Below are some entries. Transcribe the lines from the one holding "Rebuild this screenshot" to the one holding "string; description: string;", inclusive, but not the pictures among them.

EXTRACTED RECORDS ▸
^^^^^^^^

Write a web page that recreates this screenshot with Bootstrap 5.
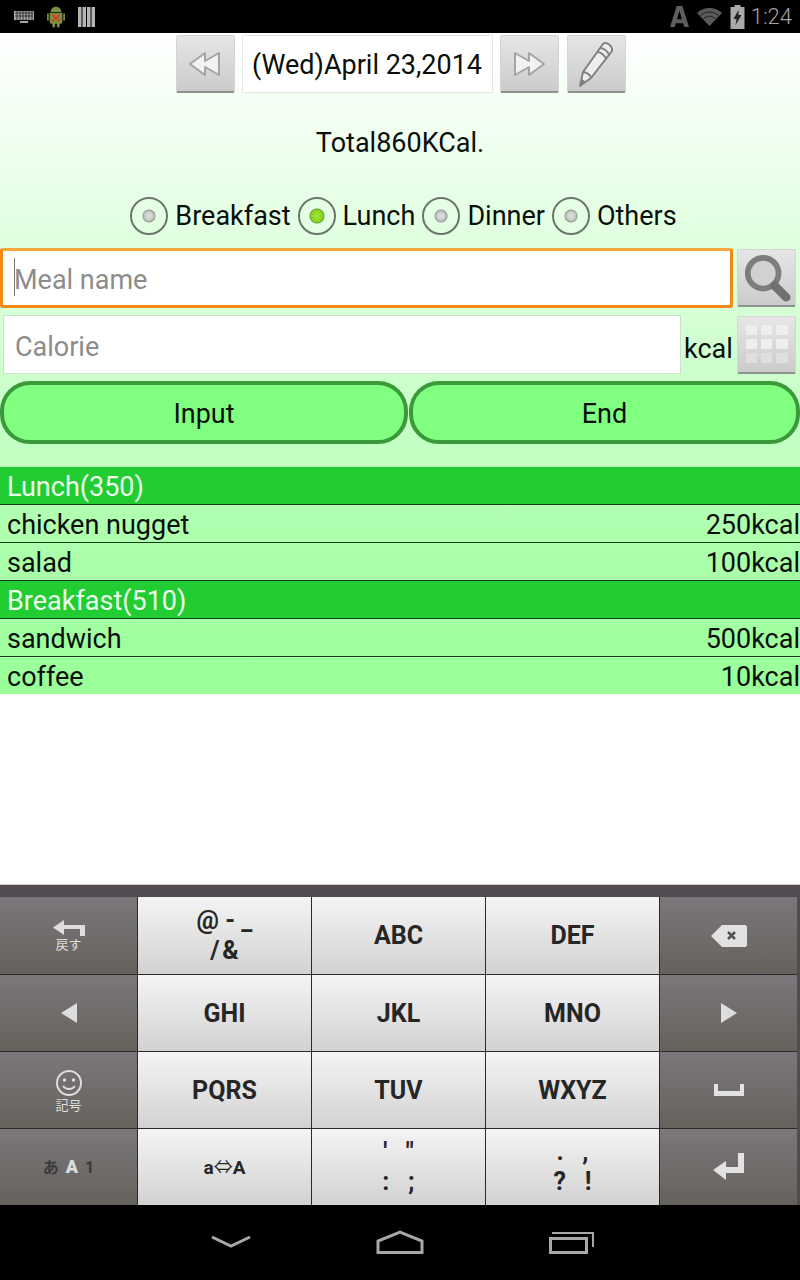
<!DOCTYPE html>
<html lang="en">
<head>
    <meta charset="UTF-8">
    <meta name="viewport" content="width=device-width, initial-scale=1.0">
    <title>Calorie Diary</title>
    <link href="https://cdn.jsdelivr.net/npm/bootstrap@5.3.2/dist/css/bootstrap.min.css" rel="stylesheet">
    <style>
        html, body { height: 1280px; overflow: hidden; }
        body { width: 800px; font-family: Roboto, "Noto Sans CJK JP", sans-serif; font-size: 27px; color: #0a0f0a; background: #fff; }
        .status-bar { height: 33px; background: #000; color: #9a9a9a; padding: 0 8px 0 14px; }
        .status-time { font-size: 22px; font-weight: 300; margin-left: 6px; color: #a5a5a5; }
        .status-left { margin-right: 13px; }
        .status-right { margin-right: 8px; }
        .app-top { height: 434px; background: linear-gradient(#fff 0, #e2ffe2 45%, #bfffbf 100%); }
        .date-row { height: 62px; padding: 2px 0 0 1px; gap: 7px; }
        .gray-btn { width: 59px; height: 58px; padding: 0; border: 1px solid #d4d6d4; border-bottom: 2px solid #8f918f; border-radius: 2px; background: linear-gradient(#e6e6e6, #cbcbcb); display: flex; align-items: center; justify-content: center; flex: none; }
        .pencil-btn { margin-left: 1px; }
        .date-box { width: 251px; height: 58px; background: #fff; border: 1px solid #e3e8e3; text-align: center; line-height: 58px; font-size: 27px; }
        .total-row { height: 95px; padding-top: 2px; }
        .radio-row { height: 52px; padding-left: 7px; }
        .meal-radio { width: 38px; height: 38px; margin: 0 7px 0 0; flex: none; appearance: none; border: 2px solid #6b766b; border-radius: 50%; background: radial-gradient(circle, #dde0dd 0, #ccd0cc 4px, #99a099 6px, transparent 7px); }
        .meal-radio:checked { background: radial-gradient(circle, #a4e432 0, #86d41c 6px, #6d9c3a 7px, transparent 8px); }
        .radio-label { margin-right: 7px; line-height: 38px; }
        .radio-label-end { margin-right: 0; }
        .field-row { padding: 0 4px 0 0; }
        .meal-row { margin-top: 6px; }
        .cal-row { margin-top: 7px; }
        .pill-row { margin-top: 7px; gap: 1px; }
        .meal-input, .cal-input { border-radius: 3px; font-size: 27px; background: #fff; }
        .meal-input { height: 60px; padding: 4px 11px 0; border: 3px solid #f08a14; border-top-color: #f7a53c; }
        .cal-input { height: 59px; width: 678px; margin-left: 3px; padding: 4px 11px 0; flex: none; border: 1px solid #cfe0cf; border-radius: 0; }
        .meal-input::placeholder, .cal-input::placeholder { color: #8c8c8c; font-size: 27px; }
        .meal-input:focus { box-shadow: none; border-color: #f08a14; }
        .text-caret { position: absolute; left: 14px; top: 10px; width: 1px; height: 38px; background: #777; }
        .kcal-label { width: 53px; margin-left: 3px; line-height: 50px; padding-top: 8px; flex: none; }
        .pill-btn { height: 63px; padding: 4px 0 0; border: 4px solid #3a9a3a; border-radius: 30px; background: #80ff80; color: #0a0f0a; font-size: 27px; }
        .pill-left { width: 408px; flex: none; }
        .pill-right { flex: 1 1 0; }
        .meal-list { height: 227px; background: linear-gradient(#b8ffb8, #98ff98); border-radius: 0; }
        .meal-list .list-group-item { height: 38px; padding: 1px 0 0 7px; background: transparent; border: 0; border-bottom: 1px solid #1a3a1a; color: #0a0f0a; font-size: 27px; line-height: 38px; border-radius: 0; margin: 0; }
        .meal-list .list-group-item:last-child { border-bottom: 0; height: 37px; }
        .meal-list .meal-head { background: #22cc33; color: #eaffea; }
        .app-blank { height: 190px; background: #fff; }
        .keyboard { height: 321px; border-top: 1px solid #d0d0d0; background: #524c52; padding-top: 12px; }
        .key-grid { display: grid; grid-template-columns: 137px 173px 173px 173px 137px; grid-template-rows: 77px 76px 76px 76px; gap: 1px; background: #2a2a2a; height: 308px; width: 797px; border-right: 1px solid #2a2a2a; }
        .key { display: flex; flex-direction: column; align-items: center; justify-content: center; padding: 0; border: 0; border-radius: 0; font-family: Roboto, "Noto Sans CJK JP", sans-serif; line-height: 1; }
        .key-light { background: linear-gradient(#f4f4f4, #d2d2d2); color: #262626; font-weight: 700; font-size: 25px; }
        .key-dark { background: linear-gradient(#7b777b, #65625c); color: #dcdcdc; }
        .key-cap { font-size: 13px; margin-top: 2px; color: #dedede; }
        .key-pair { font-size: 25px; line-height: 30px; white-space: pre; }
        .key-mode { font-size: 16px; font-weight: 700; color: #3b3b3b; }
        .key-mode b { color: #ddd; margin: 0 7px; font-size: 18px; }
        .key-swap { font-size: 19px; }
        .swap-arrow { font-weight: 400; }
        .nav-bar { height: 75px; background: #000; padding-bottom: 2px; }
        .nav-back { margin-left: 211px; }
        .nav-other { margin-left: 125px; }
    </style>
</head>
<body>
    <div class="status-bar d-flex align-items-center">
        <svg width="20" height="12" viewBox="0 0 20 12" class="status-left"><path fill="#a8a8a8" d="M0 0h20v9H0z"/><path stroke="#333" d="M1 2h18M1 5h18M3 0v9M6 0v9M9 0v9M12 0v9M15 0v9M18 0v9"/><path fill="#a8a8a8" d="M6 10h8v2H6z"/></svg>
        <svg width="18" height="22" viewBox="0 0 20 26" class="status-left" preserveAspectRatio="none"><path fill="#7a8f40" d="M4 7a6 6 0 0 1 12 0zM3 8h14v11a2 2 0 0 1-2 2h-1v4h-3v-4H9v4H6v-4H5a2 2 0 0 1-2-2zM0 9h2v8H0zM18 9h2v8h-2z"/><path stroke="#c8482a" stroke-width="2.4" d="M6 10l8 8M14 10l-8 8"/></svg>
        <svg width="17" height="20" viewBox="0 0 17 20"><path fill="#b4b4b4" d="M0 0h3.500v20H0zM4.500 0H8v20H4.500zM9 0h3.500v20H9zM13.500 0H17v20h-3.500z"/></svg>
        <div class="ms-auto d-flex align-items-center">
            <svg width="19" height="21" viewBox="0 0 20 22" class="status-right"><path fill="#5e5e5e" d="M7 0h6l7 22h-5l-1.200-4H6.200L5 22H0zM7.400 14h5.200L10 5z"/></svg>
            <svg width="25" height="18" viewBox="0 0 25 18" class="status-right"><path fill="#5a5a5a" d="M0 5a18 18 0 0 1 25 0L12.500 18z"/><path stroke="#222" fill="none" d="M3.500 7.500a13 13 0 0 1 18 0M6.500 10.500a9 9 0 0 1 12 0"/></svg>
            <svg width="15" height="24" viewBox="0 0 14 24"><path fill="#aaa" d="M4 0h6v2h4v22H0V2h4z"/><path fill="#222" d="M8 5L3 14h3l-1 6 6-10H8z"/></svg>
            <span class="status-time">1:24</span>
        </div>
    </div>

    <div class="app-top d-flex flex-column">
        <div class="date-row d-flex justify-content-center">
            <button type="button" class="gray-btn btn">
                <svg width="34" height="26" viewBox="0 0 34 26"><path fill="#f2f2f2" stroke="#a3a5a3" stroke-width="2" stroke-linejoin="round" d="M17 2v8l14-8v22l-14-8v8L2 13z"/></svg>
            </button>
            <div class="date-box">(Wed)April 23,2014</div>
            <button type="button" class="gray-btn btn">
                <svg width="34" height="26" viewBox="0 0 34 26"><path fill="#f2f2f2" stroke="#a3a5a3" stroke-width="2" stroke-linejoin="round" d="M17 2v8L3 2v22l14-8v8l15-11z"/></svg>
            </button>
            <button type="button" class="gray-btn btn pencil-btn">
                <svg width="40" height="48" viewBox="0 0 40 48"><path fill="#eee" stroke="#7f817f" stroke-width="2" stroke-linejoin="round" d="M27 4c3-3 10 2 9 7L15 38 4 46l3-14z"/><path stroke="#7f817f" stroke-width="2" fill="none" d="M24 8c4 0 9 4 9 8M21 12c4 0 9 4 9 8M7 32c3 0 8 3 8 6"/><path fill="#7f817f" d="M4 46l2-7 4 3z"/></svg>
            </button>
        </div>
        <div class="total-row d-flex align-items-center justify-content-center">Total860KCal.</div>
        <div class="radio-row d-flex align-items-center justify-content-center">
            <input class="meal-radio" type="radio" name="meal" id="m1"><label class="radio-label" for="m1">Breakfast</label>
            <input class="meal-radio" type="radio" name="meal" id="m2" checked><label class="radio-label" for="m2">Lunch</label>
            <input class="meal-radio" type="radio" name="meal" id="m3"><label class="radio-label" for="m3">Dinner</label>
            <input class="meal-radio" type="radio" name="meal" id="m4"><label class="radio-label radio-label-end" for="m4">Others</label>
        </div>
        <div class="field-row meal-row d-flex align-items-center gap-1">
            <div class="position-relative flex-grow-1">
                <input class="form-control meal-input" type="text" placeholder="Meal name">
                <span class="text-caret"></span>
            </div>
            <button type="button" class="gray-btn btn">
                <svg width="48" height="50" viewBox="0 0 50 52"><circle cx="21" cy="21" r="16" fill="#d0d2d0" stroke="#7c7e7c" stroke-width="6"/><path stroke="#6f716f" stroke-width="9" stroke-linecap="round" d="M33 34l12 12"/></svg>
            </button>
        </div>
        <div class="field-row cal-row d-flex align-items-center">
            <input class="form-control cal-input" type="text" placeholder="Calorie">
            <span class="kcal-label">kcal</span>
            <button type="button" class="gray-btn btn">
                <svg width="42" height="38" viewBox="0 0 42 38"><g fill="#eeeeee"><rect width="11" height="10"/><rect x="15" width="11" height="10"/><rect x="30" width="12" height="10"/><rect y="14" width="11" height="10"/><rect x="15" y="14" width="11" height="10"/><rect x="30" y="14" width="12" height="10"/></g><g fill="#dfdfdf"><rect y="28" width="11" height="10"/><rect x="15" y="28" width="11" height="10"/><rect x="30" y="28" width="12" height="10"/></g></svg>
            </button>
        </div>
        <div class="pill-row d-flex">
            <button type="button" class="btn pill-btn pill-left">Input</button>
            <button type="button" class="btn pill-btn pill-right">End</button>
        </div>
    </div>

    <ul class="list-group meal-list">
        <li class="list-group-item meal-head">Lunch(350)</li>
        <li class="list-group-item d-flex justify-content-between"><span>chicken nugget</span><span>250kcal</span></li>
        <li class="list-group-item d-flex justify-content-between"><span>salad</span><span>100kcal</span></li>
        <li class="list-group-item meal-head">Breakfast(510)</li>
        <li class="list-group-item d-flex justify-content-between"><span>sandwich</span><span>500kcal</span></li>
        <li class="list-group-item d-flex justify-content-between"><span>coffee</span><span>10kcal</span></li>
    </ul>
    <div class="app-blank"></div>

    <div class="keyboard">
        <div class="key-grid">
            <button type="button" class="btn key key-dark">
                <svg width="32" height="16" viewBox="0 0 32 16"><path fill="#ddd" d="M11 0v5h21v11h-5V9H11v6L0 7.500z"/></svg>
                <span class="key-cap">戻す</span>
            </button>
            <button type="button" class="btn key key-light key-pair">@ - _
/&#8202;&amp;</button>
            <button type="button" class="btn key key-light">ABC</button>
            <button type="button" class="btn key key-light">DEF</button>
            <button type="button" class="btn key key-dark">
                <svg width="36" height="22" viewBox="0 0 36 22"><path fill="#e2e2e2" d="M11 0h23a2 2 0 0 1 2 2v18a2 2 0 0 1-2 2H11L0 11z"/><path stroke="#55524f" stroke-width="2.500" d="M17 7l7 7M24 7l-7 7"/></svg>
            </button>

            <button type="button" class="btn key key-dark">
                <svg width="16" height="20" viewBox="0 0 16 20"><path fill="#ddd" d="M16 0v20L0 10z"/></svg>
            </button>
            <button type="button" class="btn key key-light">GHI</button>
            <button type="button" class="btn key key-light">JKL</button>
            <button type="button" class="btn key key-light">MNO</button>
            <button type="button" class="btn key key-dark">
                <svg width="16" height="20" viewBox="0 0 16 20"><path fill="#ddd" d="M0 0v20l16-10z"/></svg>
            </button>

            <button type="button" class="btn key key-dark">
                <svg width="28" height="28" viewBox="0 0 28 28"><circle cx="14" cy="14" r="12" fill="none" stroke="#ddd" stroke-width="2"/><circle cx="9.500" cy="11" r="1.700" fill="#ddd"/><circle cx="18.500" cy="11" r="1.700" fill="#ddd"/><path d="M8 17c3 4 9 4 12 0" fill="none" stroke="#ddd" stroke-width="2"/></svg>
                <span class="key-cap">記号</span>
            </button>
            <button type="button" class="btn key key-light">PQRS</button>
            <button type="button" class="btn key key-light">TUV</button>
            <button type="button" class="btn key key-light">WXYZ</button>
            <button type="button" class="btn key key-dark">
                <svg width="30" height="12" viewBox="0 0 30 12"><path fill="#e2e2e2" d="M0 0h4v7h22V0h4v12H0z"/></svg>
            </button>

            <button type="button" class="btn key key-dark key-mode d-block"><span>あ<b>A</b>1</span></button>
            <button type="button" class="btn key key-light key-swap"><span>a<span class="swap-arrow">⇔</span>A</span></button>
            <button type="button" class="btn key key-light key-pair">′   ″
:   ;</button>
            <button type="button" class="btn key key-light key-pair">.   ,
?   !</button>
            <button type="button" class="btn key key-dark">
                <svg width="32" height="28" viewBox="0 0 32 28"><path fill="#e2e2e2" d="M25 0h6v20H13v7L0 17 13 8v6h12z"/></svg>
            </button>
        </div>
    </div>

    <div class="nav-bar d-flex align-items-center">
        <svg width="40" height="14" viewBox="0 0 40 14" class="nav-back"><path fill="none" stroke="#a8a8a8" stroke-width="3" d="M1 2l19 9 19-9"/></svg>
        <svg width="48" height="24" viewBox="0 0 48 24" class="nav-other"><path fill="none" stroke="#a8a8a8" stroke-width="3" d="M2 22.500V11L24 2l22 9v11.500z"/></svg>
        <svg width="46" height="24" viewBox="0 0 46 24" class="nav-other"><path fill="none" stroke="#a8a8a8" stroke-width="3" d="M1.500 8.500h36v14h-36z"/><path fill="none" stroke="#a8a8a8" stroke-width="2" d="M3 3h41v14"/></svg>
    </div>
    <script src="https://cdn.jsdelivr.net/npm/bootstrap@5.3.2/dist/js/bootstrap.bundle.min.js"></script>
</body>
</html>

^^^^^^^^

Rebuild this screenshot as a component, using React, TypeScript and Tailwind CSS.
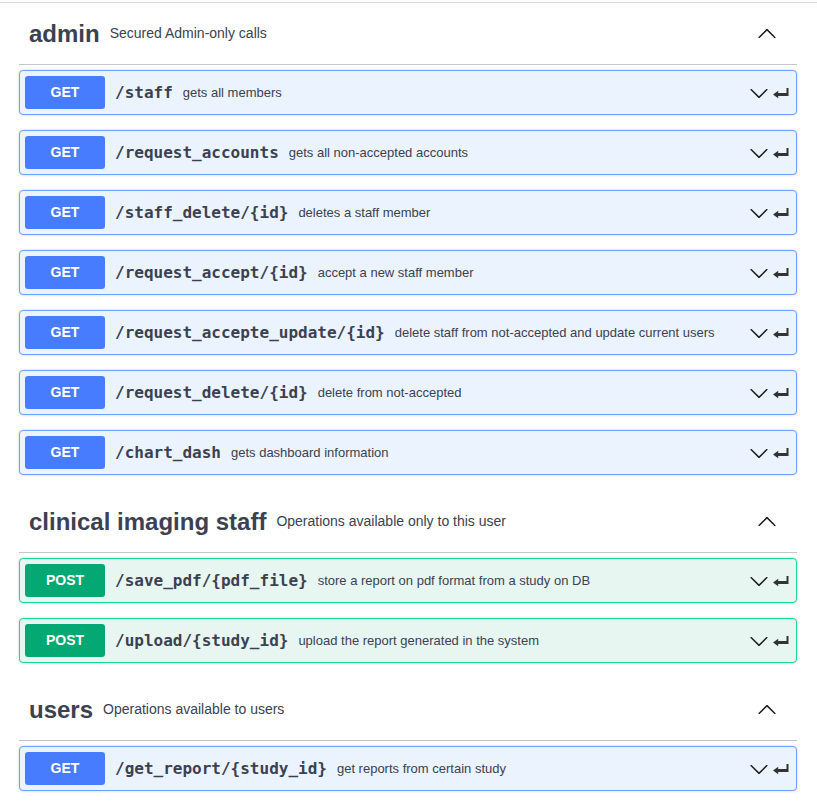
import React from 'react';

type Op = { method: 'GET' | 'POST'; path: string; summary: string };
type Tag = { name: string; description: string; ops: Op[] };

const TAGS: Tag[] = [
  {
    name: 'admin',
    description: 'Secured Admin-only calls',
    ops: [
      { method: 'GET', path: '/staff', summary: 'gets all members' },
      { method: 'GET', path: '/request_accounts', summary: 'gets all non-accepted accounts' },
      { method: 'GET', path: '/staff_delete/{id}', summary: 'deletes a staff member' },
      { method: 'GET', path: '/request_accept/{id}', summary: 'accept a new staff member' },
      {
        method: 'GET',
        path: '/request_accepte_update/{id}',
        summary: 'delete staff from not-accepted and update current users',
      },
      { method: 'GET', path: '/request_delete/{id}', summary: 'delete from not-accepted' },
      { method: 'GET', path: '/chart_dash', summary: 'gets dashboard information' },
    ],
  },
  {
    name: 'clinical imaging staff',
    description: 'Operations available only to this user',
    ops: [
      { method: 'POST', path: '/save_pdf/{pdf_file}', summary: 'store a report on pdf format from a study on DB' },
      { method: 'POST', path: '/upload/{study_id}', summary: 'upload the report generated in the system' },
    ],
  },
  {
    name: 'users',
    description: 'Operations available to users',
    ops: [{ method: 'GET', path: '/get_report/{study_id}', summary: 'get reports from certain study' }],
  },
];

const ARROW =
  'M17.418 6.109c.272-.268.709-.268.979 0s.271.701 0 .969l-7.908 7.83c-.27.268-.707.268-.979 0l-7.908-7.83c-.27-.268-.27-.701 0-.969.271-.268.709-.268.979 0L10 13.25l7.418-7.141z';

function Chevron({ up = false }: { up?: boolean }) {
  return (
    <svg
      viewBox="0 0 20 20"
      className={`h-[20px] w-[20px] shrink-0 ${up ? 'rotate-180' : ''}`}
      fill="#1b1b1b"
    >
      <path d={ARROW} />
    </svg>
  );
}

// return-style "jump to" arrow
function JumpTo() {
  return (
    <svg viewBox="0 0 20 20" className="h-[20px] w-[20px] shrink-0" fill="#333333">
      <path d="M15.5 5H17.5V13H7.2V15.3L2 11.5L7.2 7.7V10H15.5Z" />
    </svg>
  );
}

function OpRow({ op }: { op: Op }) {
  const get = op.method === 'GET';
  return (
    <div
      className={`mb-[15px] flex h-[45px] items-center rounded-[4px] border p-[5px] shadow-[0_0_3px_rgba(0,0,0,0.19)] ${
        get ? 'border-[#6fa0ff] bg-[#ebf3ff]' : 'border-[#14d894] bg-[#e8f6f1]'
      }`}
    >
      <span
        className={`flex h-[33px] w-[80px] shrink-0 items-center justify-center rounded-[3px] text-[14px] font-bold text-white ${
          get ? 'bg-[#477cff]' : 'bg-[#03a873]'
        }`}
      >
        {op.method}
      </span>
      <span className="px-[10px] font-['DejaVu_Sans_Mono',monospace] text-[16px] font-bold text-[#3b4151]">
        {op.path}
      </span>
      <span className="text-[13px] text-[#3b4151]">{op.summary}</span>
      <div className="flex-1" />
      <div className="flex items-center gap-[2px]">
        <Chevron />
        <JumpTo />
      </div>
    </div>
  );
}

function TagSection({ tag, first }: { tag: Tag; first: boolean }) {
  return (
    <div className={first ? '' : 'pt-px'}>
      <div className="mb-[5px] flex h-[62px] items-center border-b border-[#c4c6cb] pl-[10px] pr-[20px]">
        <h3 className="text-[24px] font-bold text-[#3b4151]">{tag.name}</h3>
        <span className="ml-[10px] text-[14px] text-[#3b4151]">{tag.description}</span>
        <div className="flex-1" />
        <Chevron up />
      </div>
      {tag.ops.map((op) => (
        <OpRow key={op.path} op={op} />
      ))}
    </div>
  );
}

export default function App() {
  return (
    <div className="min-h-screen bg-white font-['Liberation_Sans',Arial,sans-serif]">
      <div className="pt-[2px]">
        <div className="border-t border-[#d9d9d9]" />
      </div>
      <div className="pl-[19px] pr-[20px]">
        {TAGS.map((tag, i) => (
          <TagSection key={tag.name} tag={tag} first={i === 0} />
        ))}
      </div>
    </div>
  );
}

^^^^^^^^

SOLUTION TO THE PROBLEM ▸
Rebuild this screenshot as a component, using React, TypeScript and Tailwind CSS.
import React from 'react';

type Op = { method: 'GET' | 'POST'; path: string; summary: string };
type Tag = { name: string; description: string; ops: Op[] };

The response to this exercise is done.